In the Socialist Party
Active in the Syndicat National des Instituteurs (SNI), a staunch supporter of laïcité and a pacifist after service in World War I, Pivert joined the Socialist Party (PS) and then the French section of the Workers' International (SFIO) wing under Léon Blum (the section of the Party that had refused in 1920 adherence to the Comintern, as opposed to the new French Communist Party, PCF).
In the early 1930s, Pivert grouped the most left-wing members of the SFIO in his Gauche Révolutionnaire ("Revolutionary Left") tendency, to which Daniel Guérin was a member, one which opened itself to Trotskyism, initiating entryism as a tactic for the latter.

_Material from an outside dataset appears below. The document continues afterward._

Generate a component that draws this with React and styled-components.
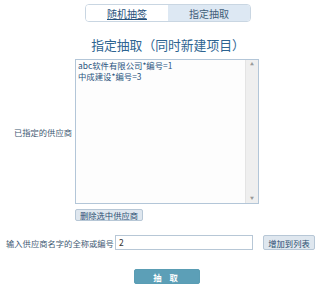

In 1936, when Blum formed the Popular Front government, he was pressured by Pivert to reject Capitalism. Witness to the spontaneous strikes around the country, Blum refused to allow for revolutionary conditions to arise. Pivert then wrote his best-known article, published on 27 May, headlined Tout est possible! ("Everything Is Possible"), alluding to a social revolution (although never to a socialist one). However, he was contradicted by the communist press organ L'Humanité (the PCF was a backer of the Blum government). The communist editorial read: Non! Tout n'est pas possible! ("No! Not Everything Is Possible!"). In consequence, Pivert cut off links with the government, writing to Blum that "I will not accept capitulation in front of Capitalism and the banks".
Leader of the PSOP
The Gauche Révolutionnaire left the SFIO to establish the Workers and Peasants' Socialist Party (Parti Socialiste Ouvrier et Paysan, PSOP), which had a hard time finding a place in-between the Socialists and the Stalinists. In fact, its ideology fluctuated from Marxist orthodoxy to a radical version of Reformism. The PSOP was part of the International Revolutionary Marxist Centre. In 1940, the PSOP was outlawed after the fall of France to Nazi Germany, through the orders of Vichy government leader Philippe Pétain.
Pivert exiled himself to Mexico, and supported the French Resistance. Returned to France after World War II, he saw the PSOP divided between the wing that joined the PCF (which had acquired prestige after its active contribution to the Resistance), and the one that joined the SFIO - he himself opted for the latter.
He became more moderate inside the SFIO, and his audience was curtailed. Pivert was regularly elected to the party leadership, but nonetheless stood for Algeria's independence and was hostile to the creation of a European Defence Community (contrary to the party line). He antagonized the SFIO further after taking part in a delegation that visited the Soviet Union, and was voted out of his central position. According to some, Pivert had projected joining the new Parti Socialiste Autonome (PSA) created by Édouard Depreux and Alain Savary, but died before being able to carry out the merger. However, most of his followers in the SFIO entered the PSA later in 1958.